Between the lines of Bush’s speech were unmistakable barbs at his critics who want a change in an Iraq strategy that they regard as careening downhill.
He invoked the names of Presidents Franklin Roosevelt and Harry Truman, noting that the struggles they undertook were so long and difficult that neither lived to see the victories. The unspoken message was that their successors in the Democratic Party aren’t worthy of them.
Implicitly, Bush also seemed to be questioning whether the current American generation _ which has reduced his approval ratings below 40 percent in some polls before he embarked on his round of speeches to rally the nation _ was equal to those who fought World War II and the Cold War. If the United States falters, it will "leave our children to face a Middle East overrun by terrorist states and radical dictators armed with nuclear weapons," said Bush.
Bush’s original justification for the Iraq war was to remove weapons of mass destruction, including possible nuclear weapons, from Iraq. None was found.

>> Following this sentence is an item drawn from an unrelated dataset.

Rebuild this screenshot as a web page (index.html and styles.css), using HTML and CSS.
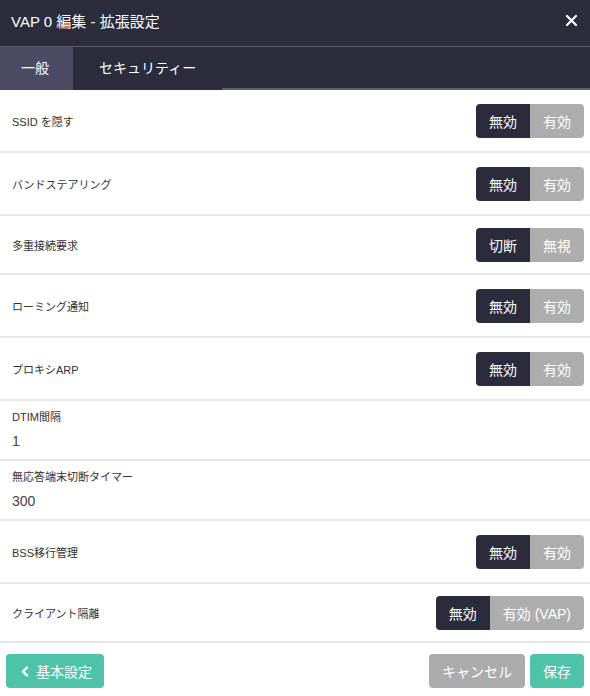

Presumably, he is now talking about Iran, which is a military problem several orders of magnitude higher in difficulty and danger than Iraq.
Besides a little collective guilt directed at Democrats, Bush’s speech had an edge to it of a public shaming of doubters of all denomination. These presumably include a small but growing list of Republicans in Congress who have decided they can’t stand for re-election without advocating some kind of change in Bush’s no-end-in-sight strategy.
Some of the Republicans could be helped by an expected jump in the polls for Bush as a result of his September media blitz. Whether it will last long enough to help his faltering presidency is the big question.